The Encyclopedia Americana (1993) provides similar definitional explanations under the heading “electric lighting” at pp. 127-128; as does the McGraw-Hill Scientific and Technical Encyclopedia under the heading “incandescent lamp,” with the functional differences being noted under the headings “fluorescent lamp,” “metal halide lamp,” “neon glow lamp,” and “vapor lamp.” For further insight see also the Electrical Engineering Handbook, CRC Press, Inc., 1993, pp. 2257-2276.

Thus, the lamps at issue are the progeny of the early filament bulbs developed by Edison. The filament, made of tightly wound tungsten, produces light when electrified. The inert, noble gas contained in the bulb, either xenon or krypton, slows the deterioration of the tungsten, thereby enhancing the longevity of the filament. The inert gas does not discharge and does not create light. Therefore, the lamps are functionally incandescent lamps which produce light by means of a filament and are classified under subheading 8539.29.30, HTSUS (1996).

HOLDING: The articles are classified under subheading 8539.29.30, HTSUS (1996), as other electrical filament or discharge lamps, other filament lamps, other, other (flashlight lamps). The column 1, general rate is duty free.
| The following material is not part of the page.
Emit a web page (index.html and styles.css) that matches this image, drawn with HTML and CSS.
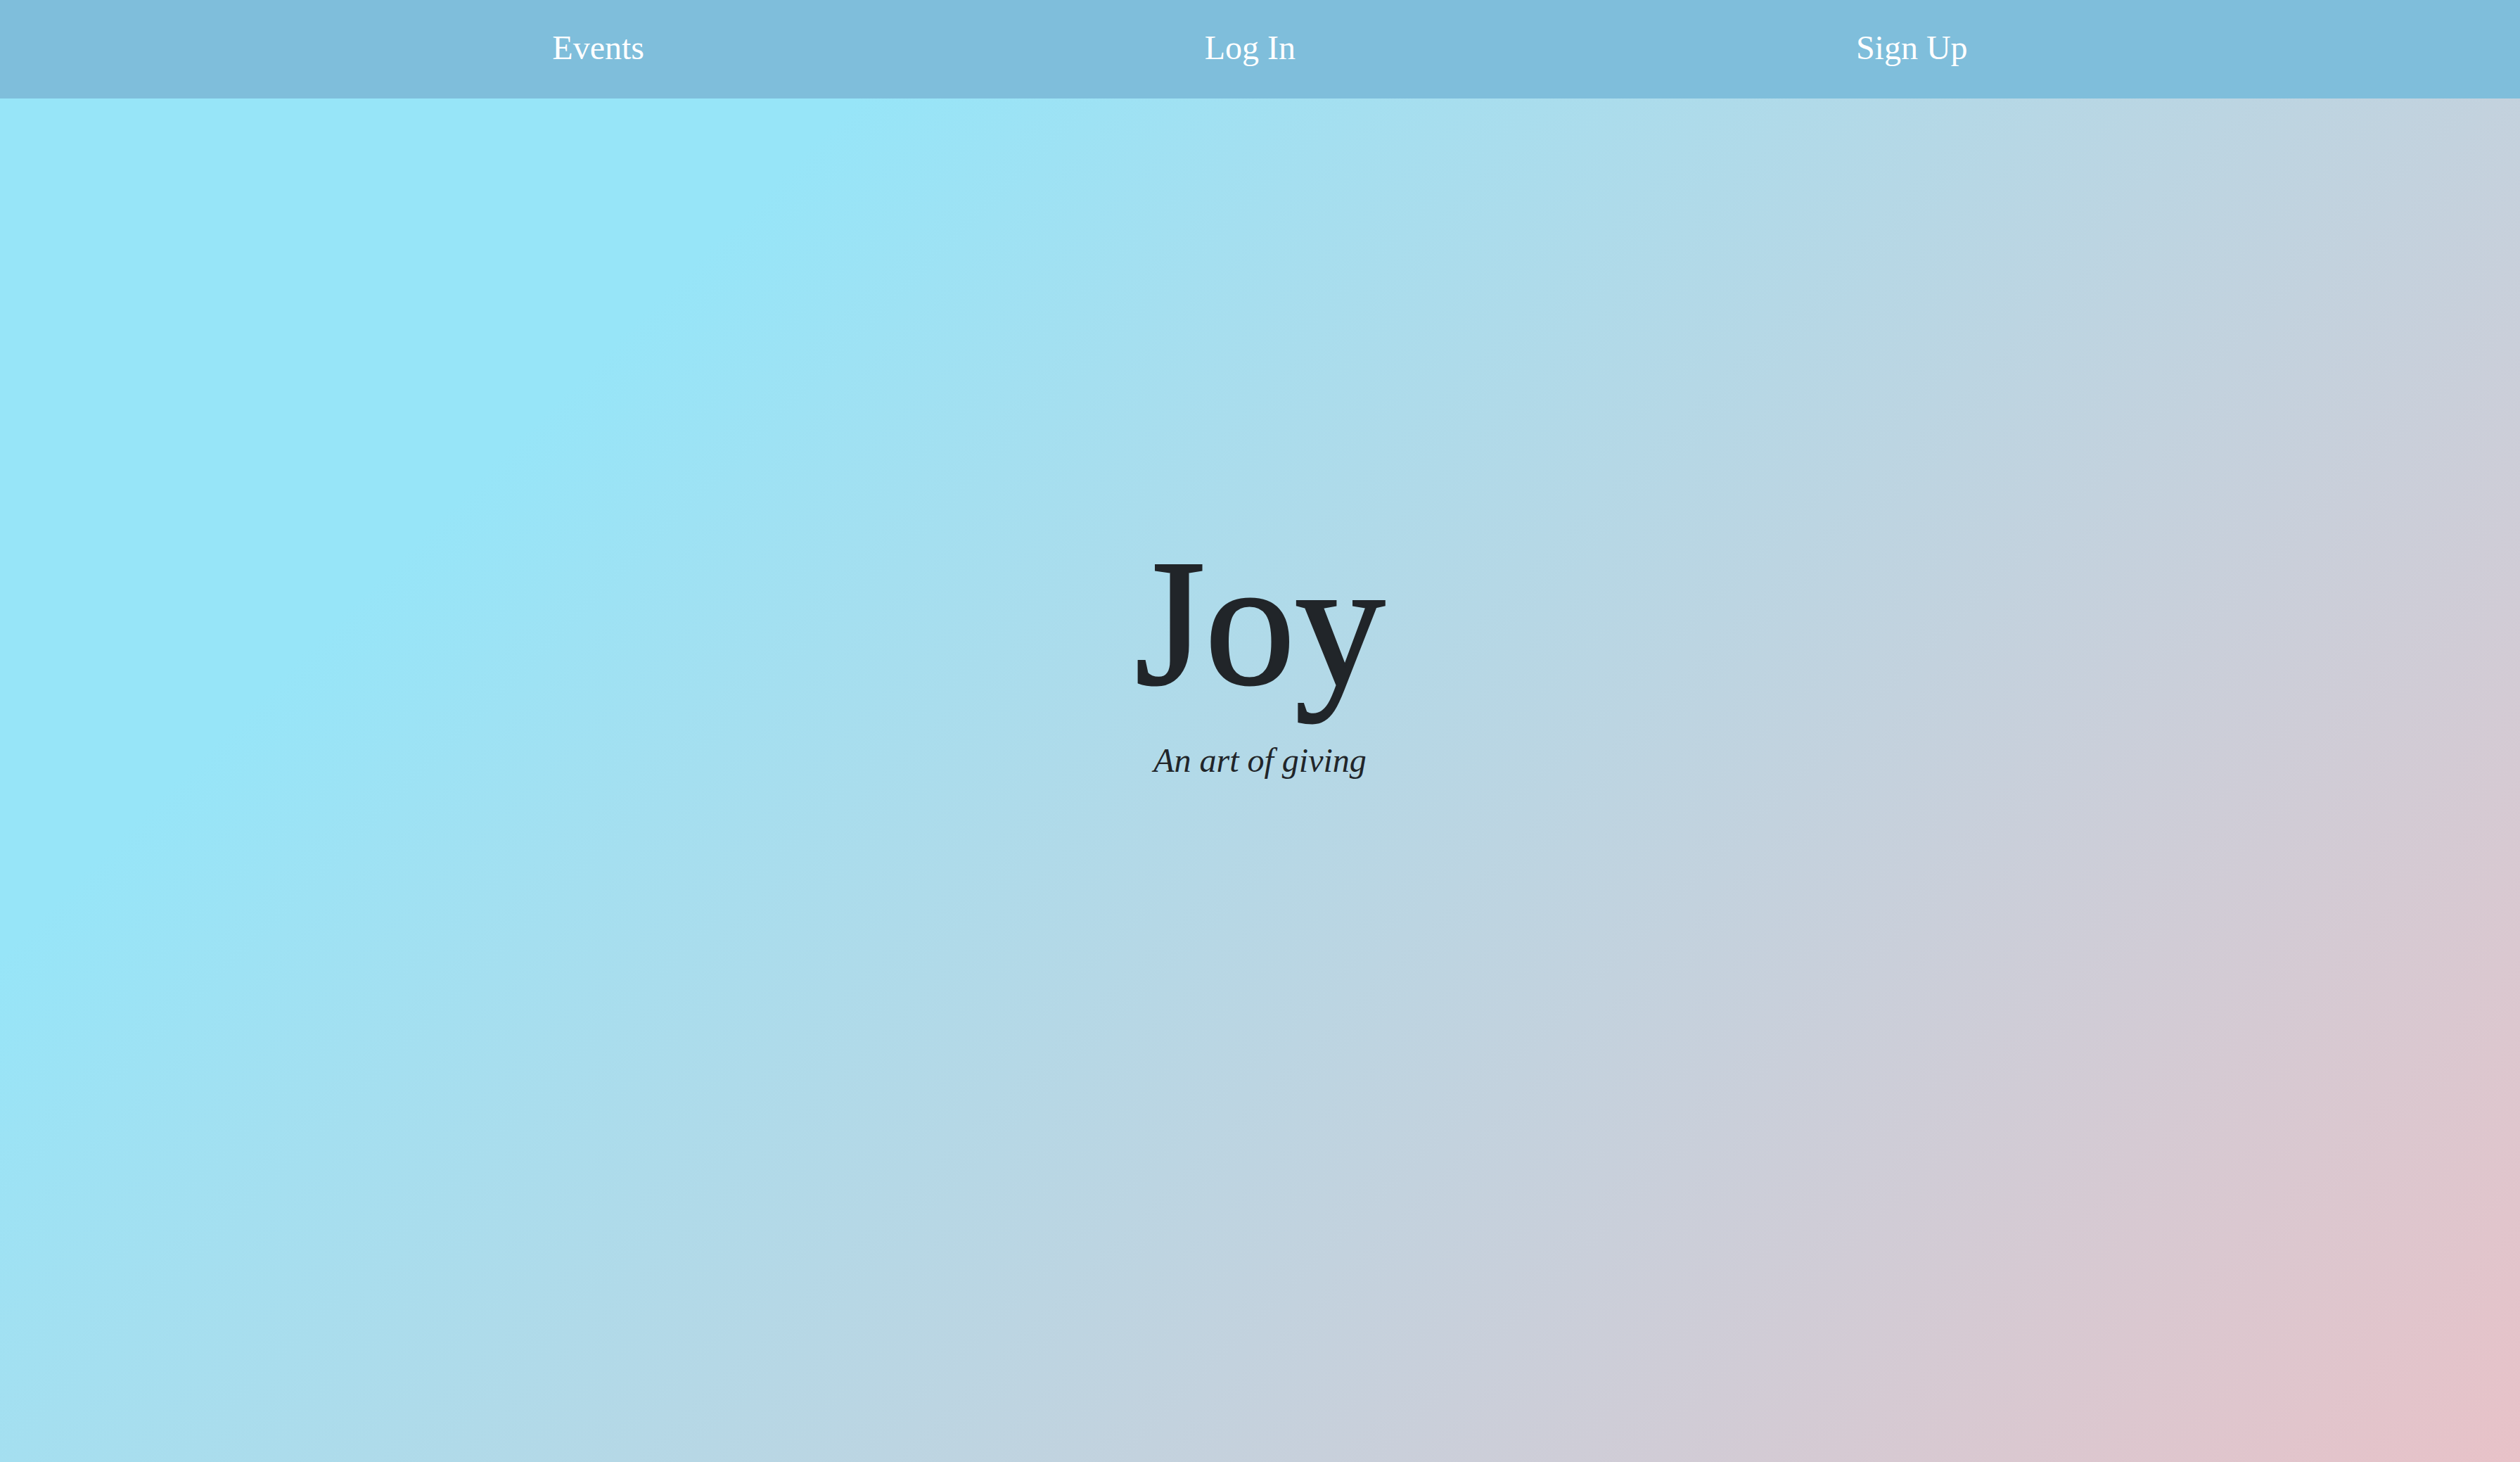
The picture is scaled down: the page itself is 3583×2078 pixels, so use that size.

The protest should be ALLOWED. In accordance with Section 3A(11)(b) of Customs Directive 099 3550-065, dated August 4, 1993, Subject: Revised Protest Directive, you are to mail this decision, together with the Customs Form 19, to the protestant no later than 60 days from the date of this letter. Any reliquidation of the entry or entries in accordance with the decision must be accomplished prior to mailing the decision. Sixty days from the date of the decision, the Office of Regulations and Rulings will make the decision available to Customs personnel, and to the public on the Customs Home Page on the World Wide Web at, by means of the Freedom of Information Act, and other methods of public distribution.